**Set task:** Your task is to copy the listing exactly. Drop any pictures from the copy.

>> begin Available data

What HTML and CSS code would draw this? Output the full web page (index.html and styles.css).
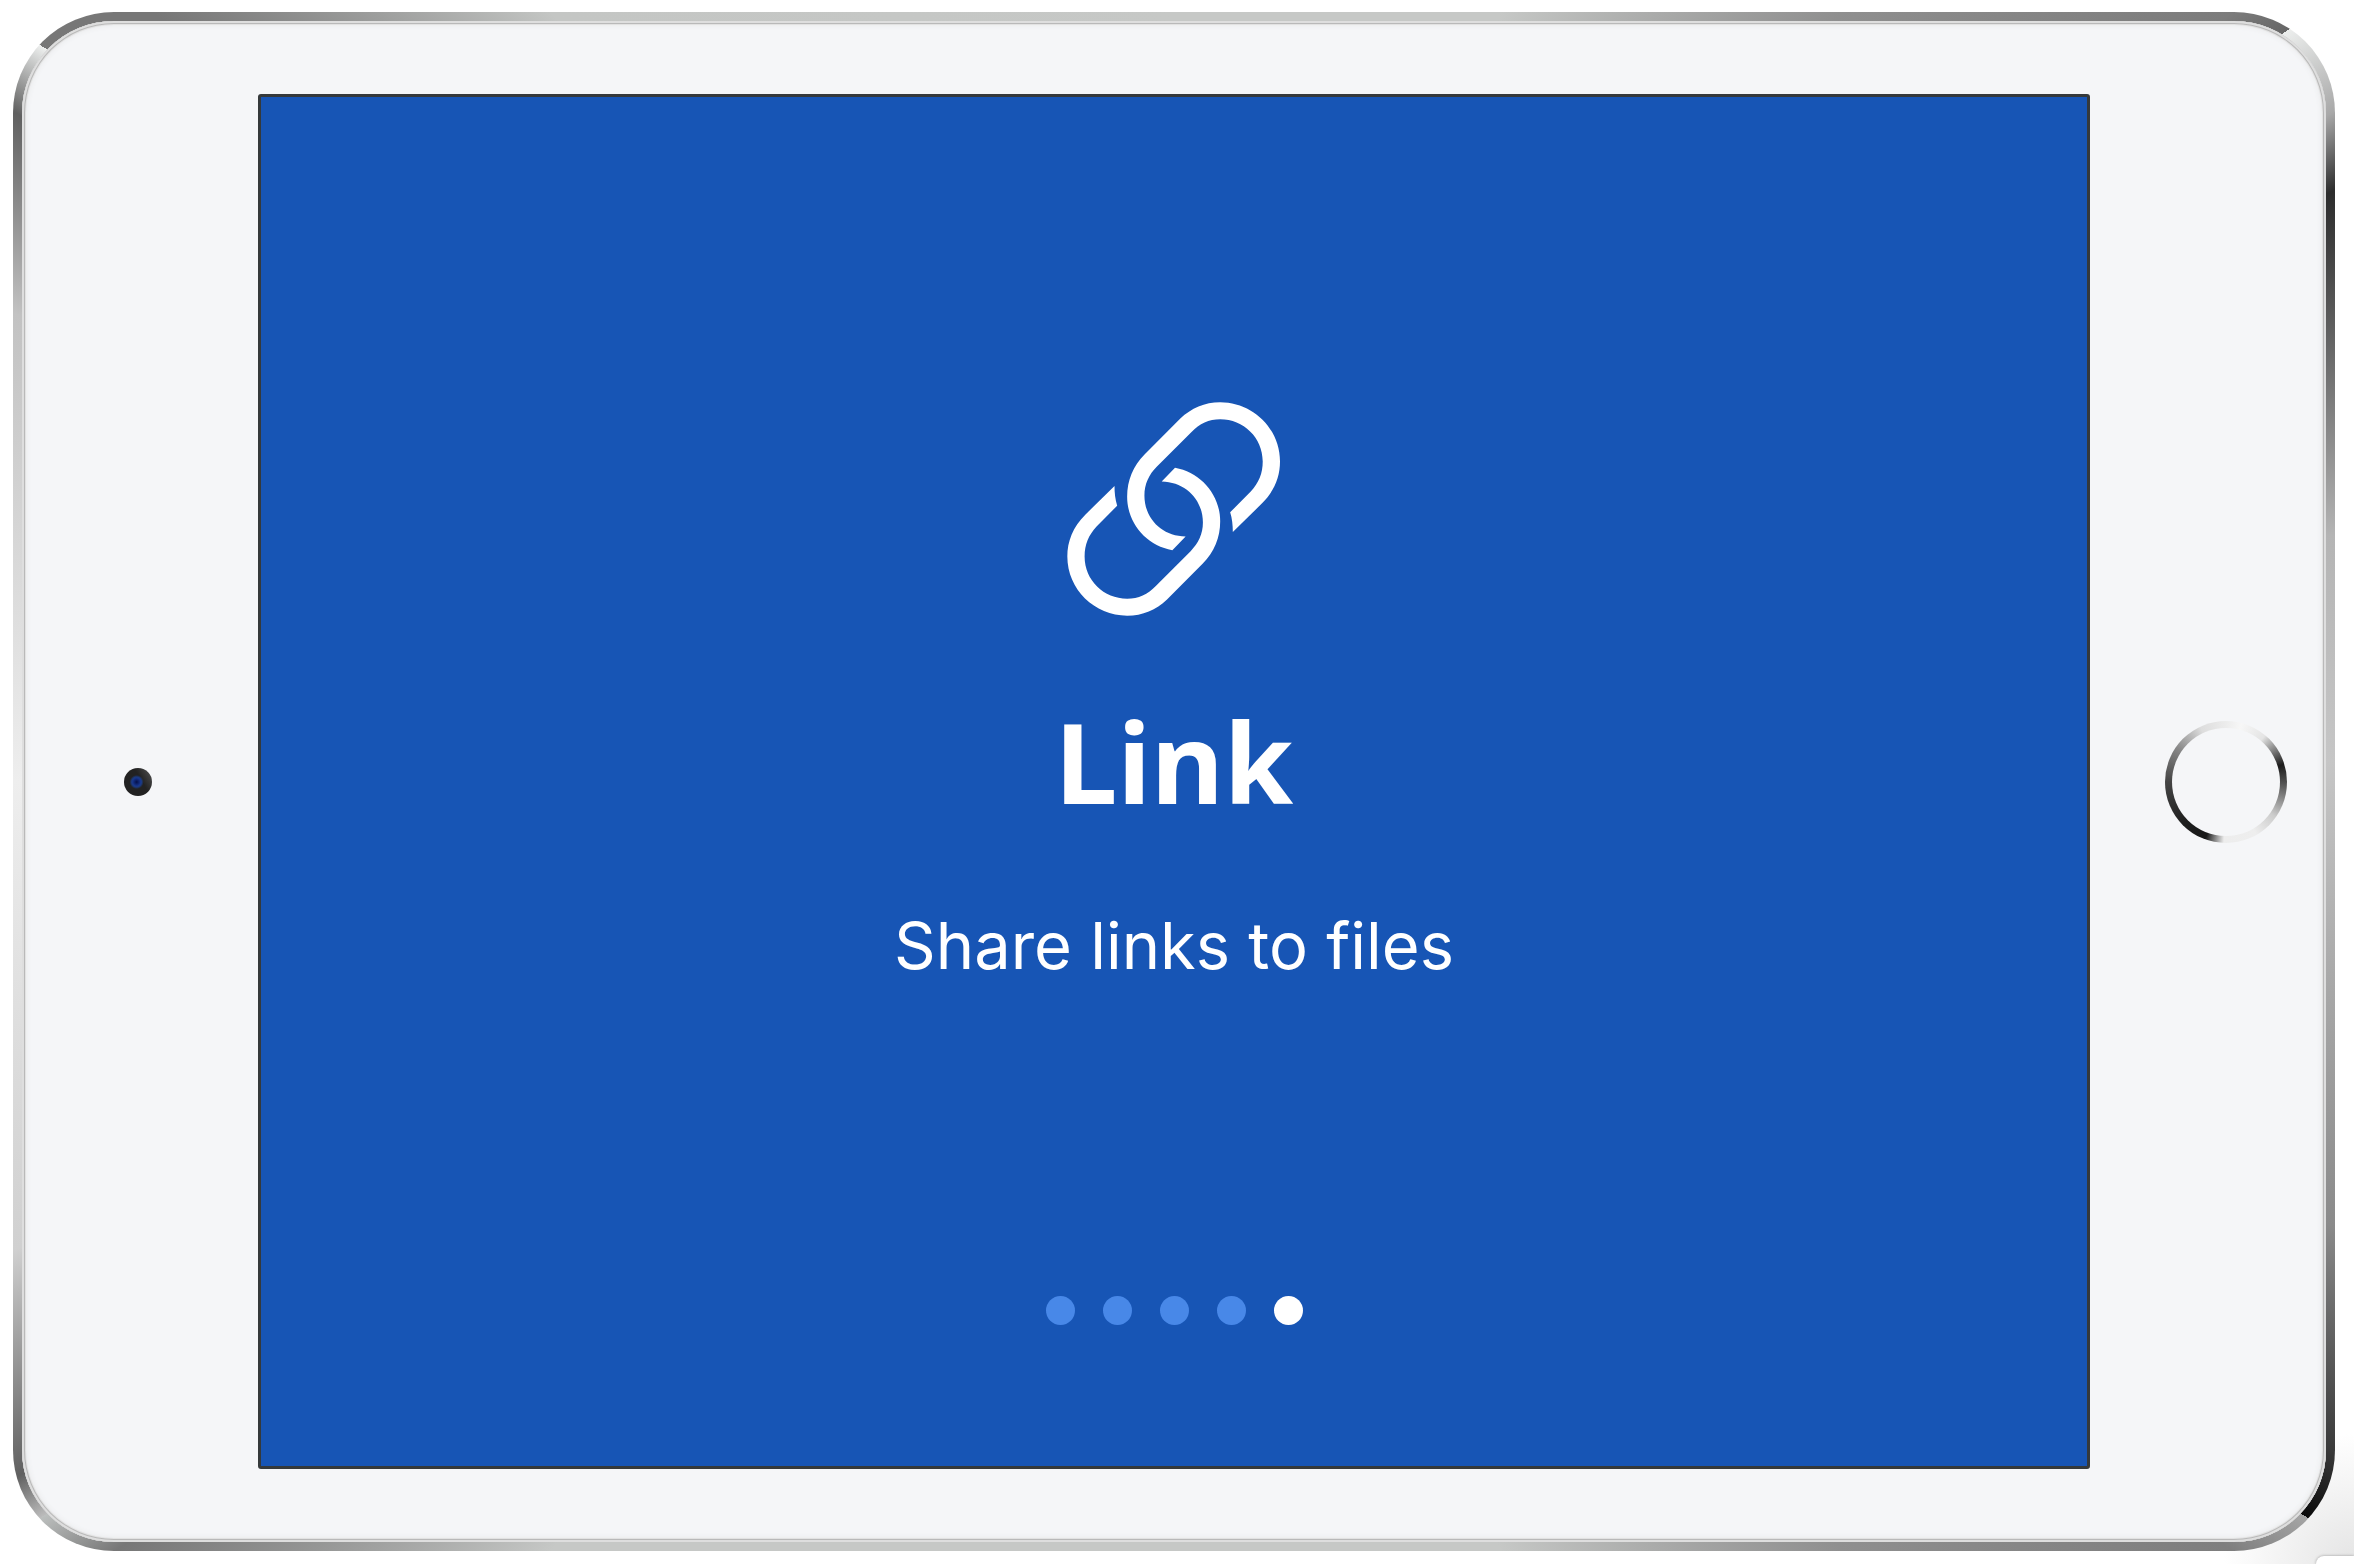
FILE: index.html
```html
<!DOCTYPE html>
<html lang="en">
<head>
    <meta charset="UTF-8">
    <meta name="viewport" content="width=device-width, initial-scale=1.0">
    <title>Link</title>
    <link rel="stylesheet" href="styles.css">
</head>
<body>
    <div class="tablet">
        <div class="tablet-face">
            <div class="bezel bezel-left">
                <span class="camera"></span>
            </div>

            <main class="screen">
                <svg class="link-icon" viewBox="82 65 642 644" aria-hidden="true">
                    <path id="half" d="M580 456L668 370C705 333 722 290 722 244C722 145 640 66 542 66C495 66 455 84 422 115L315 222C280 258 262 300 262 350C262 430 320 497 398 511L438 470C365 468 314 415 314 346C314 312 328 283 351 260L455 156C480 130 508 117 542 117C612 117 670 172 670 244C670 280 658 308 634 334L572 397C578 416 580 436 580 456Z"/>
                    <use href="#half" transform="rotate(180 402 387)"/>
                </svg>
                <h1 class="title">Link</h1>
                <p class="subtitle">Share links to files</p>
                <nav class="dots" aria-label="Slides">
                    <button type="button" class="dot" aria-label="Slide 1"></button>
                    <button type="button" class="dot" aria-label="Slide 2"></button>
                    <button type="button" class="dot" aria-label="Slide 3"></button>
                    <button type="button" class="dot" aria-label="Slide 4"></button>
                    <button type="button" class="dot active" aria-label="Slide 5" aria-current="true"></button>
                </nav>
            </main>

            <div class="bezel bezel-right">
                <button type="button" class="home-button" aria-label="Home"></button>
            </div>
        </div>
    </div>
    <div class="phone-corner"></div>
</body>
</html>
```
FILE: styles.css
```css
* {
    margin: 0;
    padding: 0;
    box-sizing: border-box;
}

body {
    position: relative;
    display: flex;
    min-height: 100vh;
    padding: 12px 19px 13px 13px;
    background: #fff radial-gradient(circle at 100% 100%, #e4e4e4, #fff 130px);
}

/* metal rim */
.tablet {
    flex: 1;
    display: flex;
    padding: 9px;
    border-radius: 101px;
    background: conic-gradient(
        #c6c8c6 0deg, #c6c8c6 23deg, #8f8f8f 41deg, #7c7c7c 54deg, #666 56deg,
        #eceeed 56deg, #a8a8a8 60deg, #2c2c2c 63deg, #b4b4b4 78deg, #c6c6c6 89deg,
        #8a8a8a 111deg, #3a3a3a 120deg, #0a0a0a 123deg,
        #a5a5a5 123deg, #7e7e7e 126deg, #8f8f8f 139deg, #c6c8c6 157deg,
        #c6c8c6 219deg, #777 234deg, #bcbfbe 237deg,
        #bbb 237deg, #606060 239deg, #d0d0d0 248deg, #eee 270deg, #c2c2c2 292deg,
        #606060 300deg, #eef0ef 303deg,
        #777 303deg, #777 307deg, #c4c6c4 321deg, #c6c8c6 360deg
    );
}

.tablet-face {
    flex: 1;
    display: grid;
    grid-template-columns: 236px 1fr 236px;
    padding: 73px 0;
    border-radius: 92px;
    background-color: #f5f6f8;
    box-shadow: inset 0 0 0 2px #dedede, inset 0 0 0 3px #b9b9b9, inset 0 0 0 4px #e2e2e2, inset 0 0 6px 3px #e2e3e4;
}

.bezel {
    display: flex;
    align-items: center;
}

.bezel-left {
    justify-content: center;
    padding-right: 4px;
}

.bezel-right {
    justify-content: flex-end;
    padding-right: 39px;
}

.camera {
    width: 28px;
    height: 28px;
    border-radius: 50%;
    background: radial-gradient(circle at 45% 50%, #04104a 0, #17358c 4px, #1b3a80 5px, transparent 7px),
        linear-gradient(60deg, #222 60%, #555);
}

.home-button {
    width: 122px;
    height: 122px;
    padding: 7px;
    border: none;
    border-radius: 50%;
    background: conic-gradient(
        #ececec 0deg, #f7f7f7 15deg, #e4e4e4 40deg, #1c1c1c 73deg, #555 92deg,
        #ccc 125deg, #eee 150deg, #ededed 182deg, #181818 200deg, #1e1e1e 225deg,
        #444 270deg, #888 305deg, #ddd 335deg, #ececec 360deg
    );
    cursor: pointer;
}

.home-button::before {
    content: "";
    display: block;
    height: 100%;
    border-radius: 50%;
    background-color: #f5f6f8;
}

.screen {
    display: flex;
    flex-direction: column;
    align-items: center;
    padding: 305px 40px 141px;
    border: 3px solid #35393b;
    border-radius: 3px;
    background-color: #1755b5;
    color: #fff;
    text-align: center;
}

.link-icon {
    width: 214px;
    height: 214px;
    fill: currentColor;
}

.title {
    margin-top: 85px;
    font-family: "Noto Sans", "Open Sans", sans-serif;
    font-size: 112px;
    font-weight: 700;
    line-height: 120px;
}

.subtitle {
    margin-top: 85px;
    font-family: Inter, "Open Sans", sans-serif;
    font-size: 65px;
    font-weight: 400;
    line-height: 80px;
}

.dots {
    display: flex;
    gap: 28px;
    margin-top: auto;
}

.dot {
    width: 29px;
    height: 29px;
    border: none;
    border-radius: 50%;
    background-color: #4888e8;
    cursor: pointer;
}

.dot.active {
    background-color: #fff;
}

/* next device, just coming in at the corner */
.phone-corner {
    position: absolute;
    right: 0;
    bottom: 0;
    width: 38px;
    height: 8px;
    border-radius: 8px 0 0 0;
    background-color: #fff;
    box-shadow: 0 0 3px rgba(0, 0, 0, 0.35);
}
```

>> end Available data

**Solution:**
What HTML and CSS code would draw this? Output the full web page (index.html and styles.css).
FILE: index.html
```html
<!DOCTYPE html>
<html lang="en">
<head>
    <meta charset="UTF-8">
    <meta name="viewport" content="width=device-width, initial-scale=1.0">
    <title>Link</title>
    <link rel="stylesheet" href="styles.css">
</head>
<body>
    <div class="tablet">
        <div class="tablet-face">
            <div class="bezel bezel-left">
                <span class="camera"></span>
            </div>

            <main class="screen">
                <svg class="link-icon" viewBox="82 65 642 644" aria-hidden="true">
                    <path id="half" d="M580 456L668 370C705 333 722 290 722 244C722 145 640 66 542 66C495 66 455 84 422 115L315 222C280 258 262 300 262 350C262 430 320 497 398 511L438 470C365 468 314 415 314 346C314 312 328 283 351 260L455 156C480 130 508 117 542 117C612 117 670 172 670 244C670 280 658 308 634 334L572 397C578 416 580 436 580 456Z"/>
                    <use href="#half" transform="rotate(180 402 387)"/>
                </svg>
                <h1 class="title">Link</h1>
                <p class="subtitle">Share links to files</p>
                <nav class="dots" aria-label="Slides">
                    <button type="button" class="dot" aria-label="Slide 1"></button>
                    <button type="button" class="dot" aria-label="Slide 2"></button>
                    <button type="button" class="dot" aria-label="Slide 3"></button>
                    <button type="button" class="dot" aria-label="Slide 4"></button>
                    <button type="button" class="dot active" aria-label="Slide 5" aria-current="true"></button>
                </nav>
            </main>

            <div class="bezel bezel-right">
                <button type="button" class="home-button" aria-label="Home"></button>
            </div>
        </div>
    </div>
    <div class="phone-corner"></div>
</body>
</html>
```
FILE: styles.css
```css
* {
    margin: 0;
    padding: 0;
    box-sizing: border-box;
}

body {
    position: relative;
    display: flex;
    min-height: 100vh;
    padding: 12px 19px 13px 13px;
    background: #fff radial-gradient(circle at 100% 100%, #e4e4e4, #fff 130px);
}

/* metal rim */
.tablet {
    flex: 1;
    display: flex;
    padding: 9px;
    border-radius: 101px;
    background: conic-gradient(
        #c6c8c6 0deg, #c6c8c6 23deg, #8f8f8f 41deg, #7c7c7c 54deg, #666 56deg,
        #eceeed 56deg, #a8a8a8 60deg, #2c2c2c 63deg, #b4b4b4 78deg, #c6c6c6 89deg,
        #8a8a8a 111deg, #3a3a3a 120deg, #0a0a0a 123deg,
        #a5a5a5 123deg, #7e7e7e 126deg, #8f8f8f 139deg, #c6c8c6 157deg,
        #c6c8c6 219deg, #777 234deg, #bcbfbe 237deg,
        #bbb 237deg, #606060 239deg, #d0d0d0 248deg, #eee 270deg, #c2c2c2 292deg,
        #606060 300deg, #eef0ef 303deg,
        #777 303deg, #777 307deg, #c4c6c4 321deg, #c6c8c6 360deg
    );
}

.tablet-face {
    flex: 1;
    display: grid;
    grid-template-columns: 236px 1fr 236px;
    padding: 73px 0;
    border-radius: 92px;
    background-color: #f5f6f8;
    box-shadow: inset 0 0 0 2px #dedede, inset 0 0 0 3px #b9b9b9, inset 0 0 0 4px #e2e2e2, inset 0 0 6px 3px #e2e3e4;
}

.bezel {
    display: flex;
    align-items: center;
}

.bezel-left {
    justify-content: center;
    padding-right: 4px;
}

.bezel-right {
    justify-content: flex-end;
    padding-right: 39px;
}

.camera {
    width: 28px;
    height: 28px;
    border-radius: 50%;
    background: radial-gradient(circle at 45% 50%, #04104a 0, #17358c 4px, #1b3a80 5px, transparent 7px),
        linear-gradient(60deg, #222 60%, #555);
}

.home-button {
    width: 122px;
    height: 122px;
    padding: 7px;
    border: none;
    border-radius: 50%;
    background: conic-gradient(
        #ececec 0deg, #f7f7f7 15deg, #e4e4e4 40deg, #1c1c1c 73deg, #555 92deg,
        #ccc 125deg, #eee 150deg, #ededed 182deg, #181818 200deg, #1e1e1e 225deg,
        #444 270deg, #888 305deg, #ddd 335deg, #ececec 360deg
    );
    cursor: pointer;
}

.home-button::before {
    content: "";
    display: block;
    height: 100%;
    border-radius: 50%;
    background-color: #f5f6f8;
}

.screen {
    display: flex;
    flex-direction: column;
    align-items: center;
    padding: 305px 40px 141px;
    border: 3px solid #35393b;
    border-radius: 3px;
    background-color: #1755b5;
    color: #fff;
    text-align: center;
}

.link-icon {
    width: 214px;
    height: 214px;
    fill: currentColor;
}

.title {
    margin-top: 85px;
    font-family: "Noto Sans", "Open Sans", sans-serif;
    font-size: 112px;
    font-weight: 700;
    line-height: 120px;
}

.subtitle {
    margin-top: 85px;
    font-family: Inter, "Open Sans", sans-serif;
    font-size: 65px;
    font-weight: 400;
    line-height: 80px;
}

.dots {
    display: flex;
    gap: 28px;
    margin-top: auto;
}

.dot {
    width: 29px;
    height: 29px;
    border: none;
    border-radius: 50%;
    background-color: #4888e8;
    cursor: pointer;
}

.dot.active {
    background-color: #fff;
}

/* next device, just coming in at the corner */
.phone-corner {
    position: absolute;
    right: 0;
    bottom: 0;
    width: 38px;
    height: 8px;
    border-radius: 8px 0 0 0;
    background-color: #fff;
    box-shadow: 0 0 3px rgba(0, 0, 0, 0.35);
}
```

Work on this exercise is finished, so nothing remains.